**Aim:**
Find and return each line containing "component".
* START *
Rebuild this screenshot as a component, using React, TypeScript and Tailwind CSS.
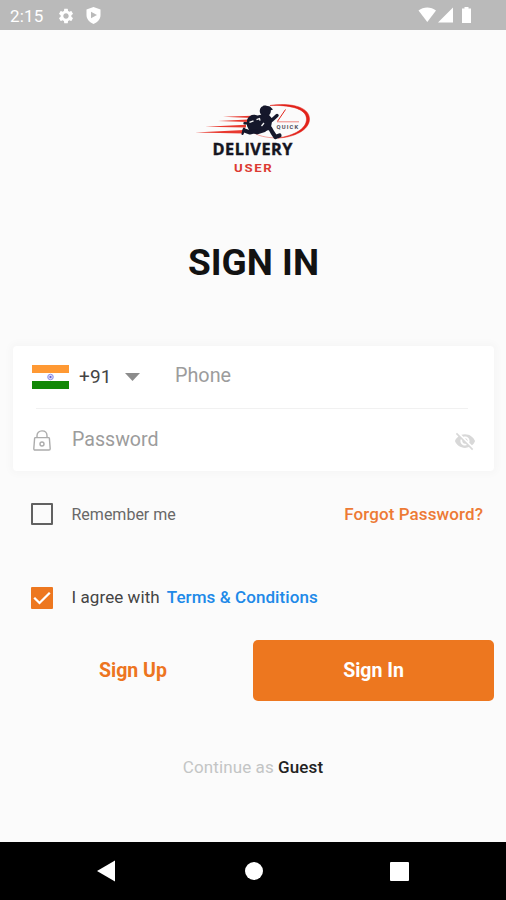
import { useState } from 'react';
import { MdSettings, MdVisibilityOff } from 'react-icons/md';

function StatusBar() {
  return (
    <div className="flex h-[30px] items-center bg-[#bababa] pl-[10px] text-white">
      <span className="w-[47px] pt-[2px] text-[17px] leading-5 tracking-[0.2px]">2:15</span>
      <MdSettings className="mt-[1px] h-[18px] w-[18px]" />
      <svg className="mt-[1px] ml-[11px]" width="15" height="17" viewBox="0 0 15 17">
        <path d="M7.5 0 L14.5 2.5 V8 C14.5 12 11.5 15.5 7.5 17 C3.5 15.5 .5 12 .5 8 V2.5 Z" fill="#fff" />
        <path d="M5 4.8 L11 8 L5 11.2 Z" fill="#bababa" />
      </svg>
      <svg className="ml-auto mr-[33px]" width="55" height="18" viewBox="0 0 55 18">
        <path d="M0.5 4.5 C5.5 0.5 13 0.5 18 4.5 L9.3 16 Z" fill="#fff" />
        <path d="M35 1.5 V16.5 H20 Z" fill="#fff" />
        <path d="M46.5 2.5 V1 H50.5 V2.5 H53 V17 H44 V2.5 Z" fill="#fff" />
      </svg>
    </div>
  );
}

function Logo() {
  return (
    <svg width="130" height="85" viewBox="0 0 130 85">
      {/* speed lines */}
      <g fill="#e8392f">
        <path d="M33 21.8 L62 20.8 V23 Z" />
        <path d="M28 26 L58 24.6 V27 Z" />
        <path d="M15 31.8 L56 29.8 V32.6 Z" />
        <path d="M5 37.4 L54 35 V38.4 Z" />
      </g>
      {/* clock ring */}
      <path
        d="M80 10.5 C98 7.5 119.5 11 119.5 24 C119.5 35 104 42.5 88 43 C104 40.5 116.5 34 116.5 24 C116.5 13 98 9.8 80 10.5 Z"
        fill="#e2231a"
        stroke="#e2231a"
        strokeWidth=".5"
      />
      <path d="M63 37 C68 41 76 42.5 84 42.8" fill="none" stroke="#e2231a" strokeWidth=".7" opacity=".6" />
      <path d="M87.5 26.3 L95.5 14.5" fill="none" stroke="#e2231a" strokeWidth="1" />
      <path d="M87 26.8 H109" fill="none" stroke="#e2231a" strokeWidth=".9" opacity=".6" />
      <text
        x="86.5"
        y="34.3"
        textLength="23"
        lengthAdjust="spacingAndGlyphs"
        className="font-['Roboto'] text-[5px] font-bold tracking-[1px]"
        fill="#50505a"
      >
        QUICK
      </text>
      {/* courier */}
      <g fill="#15172b">
        <circle cx="75.3" cy="16" r="5.6" />
        <path d="M73 10.5 L80 11.4 L83 14.4 L79 16 Z" />
        <path d="M57 25 C58.5 20.5 63 18.5 67.5 20.5 L72 19.5 L79 20 L82.5 24 L81 32 L75 37 L67 39.5 L60 37 L57 31 Z" />
      </g>
      <g fill="none" stroke="#15172b" strokeLinecap="round" strokeLinejoin="round">
        <path d="M78 23 L81.5 25.5 L87 20.5" strokeWidth="3.4" />
        <path d="M72 34 L80 33 L82.5 37.5 L85.5 42 L89.5 40.5" strokeWidth="4.2" />
        <path d="M66 36 L60 37.5 L54.5 35.5" strokeWidth="4" />
        <path d="M54 33.5 L52.5 39" strokeWidth="2.2" />
        <path d="M61 28.5 L54.5 28.2" strokeWidth="2.4" />
      </g>
      <path
        d="M59.5 27.4 L63.5 25.8 M66.5 24.6 L69.5 23.6 L70 25.6 M71.5 31 L74 28"
        fill="none"
        stroke="#f3f3f3"
        strokeWidth="1.3"
      />
      <text
        x="22.5"
        y="60"
        textLength="80.5"
        lengthAdjust="spacingAndGlyphs"
        className="font-['Open_Sans'] text-[16.2px] font-bold tracking-[0.5px]"
        fill="#15151f"
        stroke="#15151f"
        strokeWidth=".4"
      >
        DELIVERY
      </text>
      <text
        x="44"
        y="77.4"
        textLength="39.5"
        lengthAdjust="spacingAndGlyphs"
        className="font-['Roboto'] text-[11.8px] font-bold tracking-[1.5px]"
        fill="#dc3a32"
      >
        USER
      </text>
    </svg>
  );
}

function IndiaFlag() {
  return (
    <svg width="37" height="24" viewBox="0 0 37 24">
      <rect width="37" height="24" fill="#fff" />
      <rect width="37" height="8" fill="#ff9933" />
      <rect y="16" width="37" height="8" fill="#128807" />
      <circle cx="18.5" cy="12" r="2.8" fill="#d4d4fa" stroke="#7d7de0" strokeWidth=".8" />
      <circle cx="18.5" cy="12" r="1.1" fill="#5a5ad0" />
    </svg>
  );
}

function LockIcon() {
  return (
    <svg width="18" height="21" viewBox="0 0 18 21" fill="none" stroke="#acacac" strokeWidth="1.4">
      <path d="M2.4 7.6 H15.6 Q16.3 7.6 16.4 8.4 L17.2 18.8 Q17.2 20 16 20 H2 Q.8 20 .8 18.8 L1.6 8.4 Q1.7 7.6 2.4 7.6 Z" />
      <path d="M4 7.6 V5.8 C4 2.8 6 .9 9 .9 C12 .9 14 2.8 14 5.8 V7.6" />
      <circle cx="9" cy="14" r="2" />
    </svg>
  );
}

function Checkbox({ checked, onChange }: { checked: boolean; onChange: () => void }) {
  return (
    <button
      role="checkbox"
      aria-checked={checked}
      onClick={onChange}
      className={
        checked
          ? 'flex h-[22px] w-[22px] items-center justify-center rounded-[1px] bg-[#ed771f]'
          : 'h-[22px] w-[22px] rounded-[1px] border-2 border-[#616161]'
      }
    >
      {checked && (
        <svg width="18" height="14" viewBox="0 0 18 14">
          <path d="M1.2 6.8 L6.5 12 L16.8 1.8" fill="none" stroke="#fff" strokeWidth="2.3" />
        </svg>
      )}
    </button>
  );
}

export default function App() {
  const [remember, setRemember] = useState(false);
  const [agree, setAgree] = useState(true);

  return (
    <div className="flex h-[900px] w-[506px] flex-col overflow-hidden bg-[#fbfbfb] font-['Roboto',sans-serif]">
      <StatusBar />

      <main className="flex flex-1 flex-col">
        <div className="mt-[65px] flex justify-center pl-1">
          <Logo />
        </div>

        <h1 className="mt-[59px] pl-px text-center text-[37px] leading-[48px] font-bold text-[#121212]">SIGN IN</h1>

        <div className="mt-[59px] mr-3 ml-[13px] h-[125px] rounded-[4px] bg-white shadow-[0_0_7px_4px_rgba(0,0,0,0.018)]">
          <div className="flex h-[62px] items-center pl-[19px]">
            <IndiaFlag />
            <span className="ml-[10px] w-[34px] text-[19px] tracking-[0.2px] text-[#444]">+91</span>
            <svg className="ml-3" width="15" height="8" viewBox="0 0 15 8">
              <path d="M0 0 H15 L7.5 8 Z" fill="#8c8c8c" />
            </svg>
            <input
              type="tel"
              placeholder="Phone"
              className="mb-[2px] ml-[35px] w-[280px] text-[19.8px] outline-none placeholder:text-[#9c9c9c]"
            />
          </div>
          <div className="mr-[26px] ml-[23px] h-px bg-[#f1f1f1]" />
          <div className="flex h-[62px] items-center pl-5">
            <LockIcon />
            <input
              type="password"
              placeholder="Password"
              className="mb-px ml-[21px] w-[360px] text-[19.6px] outline-none placeholder:text-[#9c9c9c]"
            />
            <MdVisibilityOff className="mt-[2px] ml-[22px] h-[22px] w-[22px] text-[#d8d8d8]" />
          </div>
        </div>

        <div className="mt-[31px] mr-[23px] ml-[31px] flex h-6 items-center">
          <Checkbox checked={remember} onChange={() => setRemember(!remember)} />
          <span className="ml-[18.5px] pt-px text-[16px] text-[#686868]">Remember me</span>
          <a className="ml-auto pt-[2px] text-[17px] font-medium tracking-[0.1px] text-[#ed7a35]">Forgot Password?</a>
        </div>

        <div className="mt-[60px] ml-[31px] flex h-6 items-center">
          <Checkbox checked={agree} onChange={() => setAgree(!agree)} />
          <span className="ml-[18.5px] text-[17px] tracking-[0.08px] text-[#444]">I agree with</span>
          <a className="ml-[7px] text-[17px] font-medium tracking-[0.08px] text-[#2089e8]">Terms &amp; Conditions</a>
        </div>

        <div className="mt-[30px] mr-3 ml-[13px] flex h-[61px]">
          <button className="flex-1 pt-px text-[19.5px] font-bold text-[#ed7420]">Sign Up</button>
          <button className="w-[241px] rounded-[5px] bg-[#ed771f] pt-px text-[19.5px] font-bold text-white">Sign In</button>
        </div>

        <p className="mt-[54px] text-center text-[17px] leading-6 tracking-[0.1px] text-[#c3c5c5]">
          Continue as <a className="font-medium text-[#222]">Guest</a>
        </p>
      </main>

      <nav className="flex h-[58px] items-center bg-black">
        <svg className="ml-[97px]" width="18" height="22" viewBox="0 0 18 22">
          <path d="M0 11 L18 0.5 V21.5 Z" fill="#fff" />
        </svg>
        <div className="ml-[129.5px] h-[18px] w-[18px] rounded-full bg-white" />
        <div className="ml-[127px] h-[19px] w-[19px] rounded-[1px] bg-white" />
      </nav>
    </div>
  );
}
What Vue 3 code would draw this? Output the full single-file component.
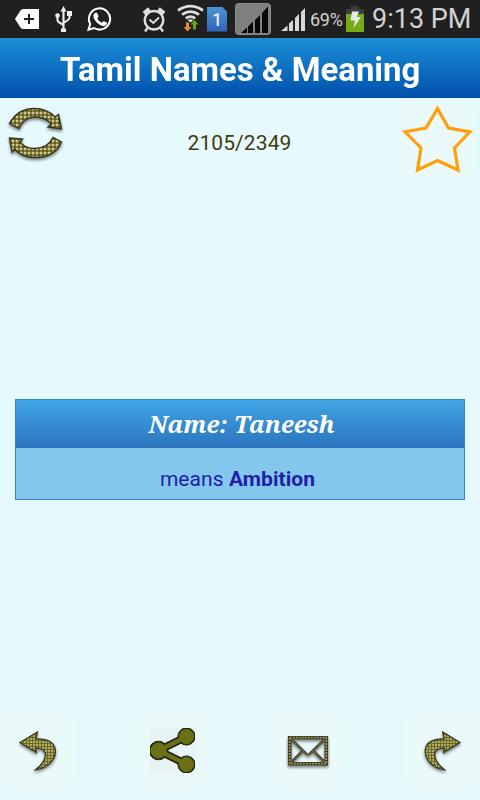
<template>
  <div class="screen">
    <div class="status-bar">
      <svg class="tag" width="25" height="38" viewBox="15 0 25 38">
        <path d="M15 19 L20.5 10.5 Q21.5 9 23 9 H39 V29 H23 Q21.5 29 20.5 27.5 Z" fill="#fff" />
        <path d="M29 14 V24 M24 19 H34" stroke="#222" stroke-width="2" />
      </svg>
      <svg class="usb" width="18" height="38" viewBox="55 0 18 38">
        <g fill="none" stroke="#eee" stroke-width="2.1">
          <path d="M63.5 9 V30 M57.5 16 V20 Q57.5 21.5 59 22.3 L63.5 25 M69.5 13 V17 Q69.5 19 68 20 L63.5 23" />
        </g>
        <path d="M63.5 6 L66.5 11.5 H60.5 Z M67 11 H72 V16 H67 Z M61 28.5 H66 V32 H61 Z" fill="#eee" />
        <circle cx="57.5" cy="15.5" r="2.3" fill="#eee" />
      </svg>
      <svg class="whatsapp" width="25" height="38" viewBox="87 0 25 38">
        <path d="M88.5 29.7 L90.2 24 A10.6 10.6 0 1 1 94 28 Z" fill="none" stroke="#fff" stroke-width="2" />
        <path d="M95 13 Q96.5 12 97.4 13.4 L98.5 16 Q98.8 17 97.3 18.4 Q98.8 21.6 101.8 22.8 Q103.2 20.8 104 21.2 L107 22.7 Q107.2 25.8 103.6 26 C99.5 26 92.8 20 93.4 15.5 Q93.7 13.7 95 13 Z" fill="#fff" />
      </svg>
      <svg class="alarm" width="26" height="38" viewBox="141 0 26 38">
        <circle cx="154" cy="20.2" r="9.3" fill="none" stroke="#ddd" stroke-width="2.5" />
        <path d="M149.5 19.5 L153.3 23 L159 17.5" fill="none" stroke="#ddd" stroke-width="1.9" />
        <path d="M144 13.5 L149.5 9 M164 13.5 L158.5 9" stroke="#ddd" stroke-width="4.2" />
        <path d="M147.5 28 L145 31.5 M160.5 28 L163 31.5" stroke="#ddd" stroke-width="2.4" />
      </svg>
      <svg class="wifi" width="28" height="38" viewBox="177 0 28 38">
        <g fill="none" stroke="#ddd" stroke-width="2.8">
          <path d="M178 10.5 Q190.5 1.8 203 10.5" />
          <path d="M182 14.6 Q190.5 8.6 199 14.6" />
          <path d="M185.8 18.3 Q190.5 15 195.2 18.3" />
        </g>
        <path d="M187.5 20 Q190.5 18.4 193.5 20 L190.5 22.5 Z" fill="#ddd" />
        <path d="M186 22.5 H189 V27 H191.5 L187.5 31.5 L183.5 27 H186 Z" fill="#e98d35" />
        <path d="M193 29.5 V24.5 H190.5 L194.5 20 L198.5 24.5 H196 V29.5 Z" fill="#6da51a" />
      </svg>
      <div class="sim">1</div>
      <svg class="no-sim" width="36" height="38" viewBox="235 0 36 38">
        <rect x="235.5" y="3.5" width="35" height="31" rx="3" fill="#808080" stroke="#8b8b8b" />
        <path d="M241 33 L247 27.5 V33 Z M248 33 V26.5 L253 21.5 V33 Z M255 33 V20 L260 15 V33 Z M262 33 V13 L268 6.5 V33 Z" fill="#080808" />
      </svg>
      <svg class="signal" width="25" height="38" viewBox="281 0 25 38">
        <path d="M281 31 L287.5 25.5 V31 Z M289 31 V23.5 L293 20 V31 Z M295 31 V18 L299 14 V31 Z M301 31 V12 L305 8 V31 Z" fill="#d8d8d8" />
      </svg>
      <span class="percent">69%</span>
      <svg class="battery" width="18" height="38" viewBox="346 0 18 38">
        <path d="M346 9 H351 V6 H359 V9 H364 V14 H346 Z" fill="#3c3c3c" />
        <path d="M346 14 H364 V32 H346 Z" fill="#76ab18" />
        <path d="M352 11.5 H359 L356.7 17 H361 L353.5 28 L355 20.5 H350.5 Z" fill="#e8e8e8" />
      </svg>
      <span class="clock">9:13 PM</span>
    </div>

    <div class="header"><span class="title">Tamil Names &amp; Meaning</span></div>

    <div class="toolbar">
      <button class="refresh">
        <svg width="66" height="75" viewBox="0 103 66 75">
          <defs>
            <pattern id="plaid" width="4" height="4" patternUnits="userSpaceOnUse">
              <rect width="4" height="4" fill="#85803f" />
              <rect width="2" height="2" fill="#d6c29c" />
              <rect x="2" y="2" width="2" height="2" fill="#5a6117" />
            </pattern>
          </defs>
          <g class="shaded" fill="url(#plaid)" stroke="#35351d" stroke-width="1.4">
            <path d="M9.5 123.5 Q18 108.5 34 108.5 Q47 108.5 55 117 L58.5 114.5 L61.5 129 L48 127 L51.5 124 Q45 116.5 34 117 Q23.5 117.5 19 128.5 Z" />
            <path d="M9.5 138 L22.5 139 L20 142.5 Q27 149 35 148.5 Q48 148 53 137.5 L61.5 142 Q55 157.5 35 157.5 Q22 157.5 14.5 149 L12 152 Z" />
          </g>
        </svg>
      </button>
      <span class="counter">{{ position }}/{{ total }}</span>
      <button class="favourite tile">
        <svg width="75" height="75" viewBox="400 103 75 75">
          <path d="M437.5 108.5 L448.5 128 L470 131.8 L454.5 148 L458 170 L437.5 160.5 L417.5 170 L421 148 L405 131.8 L426 128 Z" fill="none" stroke="#ff9f0a" stroke-width="3.2" />
        </svg>
      </button>
    </div>

    <div class="content">
      <div class="name-card">
        <div class="name"><span>Name: {{ entry.name }}</span></div>
        <div class="meaning"><span>means <b>{{ entry.meaning }}</b></span></div>
      </div>
    </div>

    <div class="actions">
      <button class="tile">
        <svg width="75" height="75" viewBox="0 713 75 75">
          <path class="shaded" d="M20 742.5 L37.5 732 L35.8 738.8 C48 738.5 55 743 55.5 751 C55.5 761 46 768.5 35.5 769.8 C43 764 47.5 756 44.5 751.5 Q42 747.8 35.5 748 L36.5 752.5 Z" fill="url(#plaid-fine)" stroke="#35351d" stroke-width="1.2" />
          <defs>
            <pattern id="plaid-fine" width="3" height="3" patternUnits="userSpaceOnUse">
              <rect width="3" height="3" fill="#696b29" />
              <rect width="2" height="2" fill="#b3ab62" />
            </pattern>
          </defs>
        </svg>
      </button>
      <button class="tile">
        <svg width="75" height="75" viewBox="135 713 75 75">
          <rect x="150" y="728" width="45" height="45" fill="#e5f3f3" />
          <path d="M155 773 L195 733 V745 L172 773 Z" fill="#eaf4f4" />
          <svg x="150" y="728" width="45" height="45" viewBox="150 728 45 45">
            <g stroke="#22240f" fill="#22240f">
              <path d="M187 736.5 L158.5 750.5 L187 764.5" fill="none" stroke-width="8" />
              <circle cx="158.5" cy="750.5" r="9.3" />
              <circle cx="186.5" cy="736.5" r="8.6" />
              <circle cx="186.5" cy="764.5" r="8.6" />
            </g>
            <g stroke="#697015" fill="#697015">
              <path d="M187 736.5 L158.5 750.5 L187 764.5" fill="none" stroke-width="4.6" />
              <circle cx="158.5" cy="750.5" r="7.6" />
              <circle cx="186.5" cy="736.5" r="7.1" />
              <circle cx="186.5" cy="764.5" r="7.1" />
            </g>
          </svg>
        </svg>
      </button>
      <button class="tile">
        <svg width="75" height="75" viewBox="270 713 75 75">
          <g class="shaded" fill="none">
            <path d="M289.7 737.7 H326.3 V763.7 H289.7 Z" stroke="#3b3926" stroke-width="3.6" />
            <path d="M290 738 L305 752.5 Q308 757 311 752.5 L326 738 M290 763.5 L302.5 751 M326 763.5 L313.5 751" stroke="#4a4833" stroke-width="2.6" />
            <path d="M289.7 737.7 H326.3 V763.7 H289.7 Z" stroke="#969058" stroke-width="1.8" stroke-dasharray="2 1" />
            <path d="M290 738 L305 752.5 Q308 757 311 752.5 L326 738 M290 763.5 L302.5 751 M326 763.5 L313.5 751" stroke="#85814f" stroke-width="1" stroke-dasharray="2 1" />
          </g>
        </svg>
      </button>
      <button class="tile">
        <svg width="75" height="75" viewBox="405 713 75 75">
          <path class="shaded" d="M460 742.5 L442.7 732 L444.2 738.8 C432 738.5 425.2 743 425.2 751 C425.2 761 434 768.5 444.5 769.8 C437 764 432.7 756 435.5 751.5 Q438 747.8 444.5 748 L443.5 752.5 Z" fill="url(#plaid-fine)" stroke="#35351d" stroke-width="1.2" />
        </svg>
      </button>
    </div>
  </div>
</template>

<script setup>
import { ref } from "vue";

const position = ref(2105);
const total = ref(2349);
const entry = ref({ name: "Taneesh", meaning: "Ambition" });
</script>

<style>
body {
  margin: 0;
  background: #e6fafe;
}
</style>

<style scoped>
.screen {
  width: 480px;
  height: 800px;
  display: flex;
  flex-direction: column;
  overflow: hidden;
  background: #e6fafe;
  font-family: Roboto, "Liberation Sans", sans-serif;
}
svg {
  display: block;
  flex: none;
}
.status-bar {
  height: 38px;
  flex: none;
  display: flex;
  align-items: center;
  background: #202020;
  color: #d2d2d2;
  white-space: nowrap;
}
.tag {
  margin-left: 15px;
}
.usb {
  margin-left: 15px;
}
.whatsapp {
  margin-left: 14px;
}
.alarm {
  margin-left: 29px;
}
.wifi {
  margin-left: 10px;
}
.sim {
  width: 20px;
  height: 25px;
  margin-left: 2px;
  background: linear-gradient(#4b92d4, #2f62bd);
  clip-path: polygon(0 0, 15px 0, 20px 5px, 20px 25px, 0 25px);
  color: #e6e6e6;
  font-size: 18px;
  font-weight: 500;
  line-height: 25px;
  text-align: center;
}
.no-sim {
  margin-left: 8px;
}
.signal {
  margin-left: 10px;
}
.percent {
  width: 36px;
  margin-left: 4px;
  font-size: 18px;
  letter-spacing: -0.3px;
  line-height: 38px;
  padding-top: 2px;
}
.clock {
  margin-left: 8px;
  font-size: 27px;
}
.header {
  height: 60px;
  flex: none;
  display: flex;
  align-items: center;
  justify-content: center;
  background: linear-gradient(#1c8fd8, #0050ab);
  color: #fff;
}
.title {
  font-size: 34px;
  font-weight: bold;
  white-space: nowrap;
  padding-top: 2px;
  transform: scaleX(0.968);
}
button {
  border: 0;
  padding: 0;
  background: none;
}
.toolbar {
  display: flex;
  justify-content: space-between;
  padding: 5px 5px 0 0;
}
.refresh {
  width: 79px;
}
.counter {
  font-size: 21px;
  letter-spacing: 0.1px;
  line-height: 80px;
  height: 75px;
  color: #443b0c;
}
.tile {
  width: 75px;
  height: 75px;
  border-radius: 14px;
  background: #eafafb;
}
.shaded {
  filter: drop-shadow(0 2px 1.5px rgba(0, 0, 0, 0.5));
}
.content {
  flex: 1;
  padding: 221px 15px 0;
}
.name-card {
  height: 101px;
  box-sizing: border-box;
  border: 1px solid #3983c9;
  background: #84c7ec;
  text-align: center;
}
.name {
  height: 48px;
  line-height: 47px;
  background: linear-gradient(#40a5e4, #2c74be);
  color: #fff;
  font-family: "Noto Serif", "Droid Serif", "DejaVu Serif Condensed", "DejaVu Serif", serif;
  font-size: 24px;
  font-weight: bold;
  font-style: italic;
  letter-spacing: -0.05px;
  padding-left: 3px;
}
.meaning {
  line-height: 62px;
  height: 51px;
  padding-right: 5px;
  color: #211dab;
  font-size: 21px;
  letter-spacing: 0.07px;
}
.actions {
  display: flex;
  justify-content: space-between;
  padding-bottom: 12px;
}
</style>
* END *
**Task answer:**
Rebuild this screenshot as a component, using React, TypeScript and Tailwind CSS.
What Vue 3 code would draw this? Output the full single-file component.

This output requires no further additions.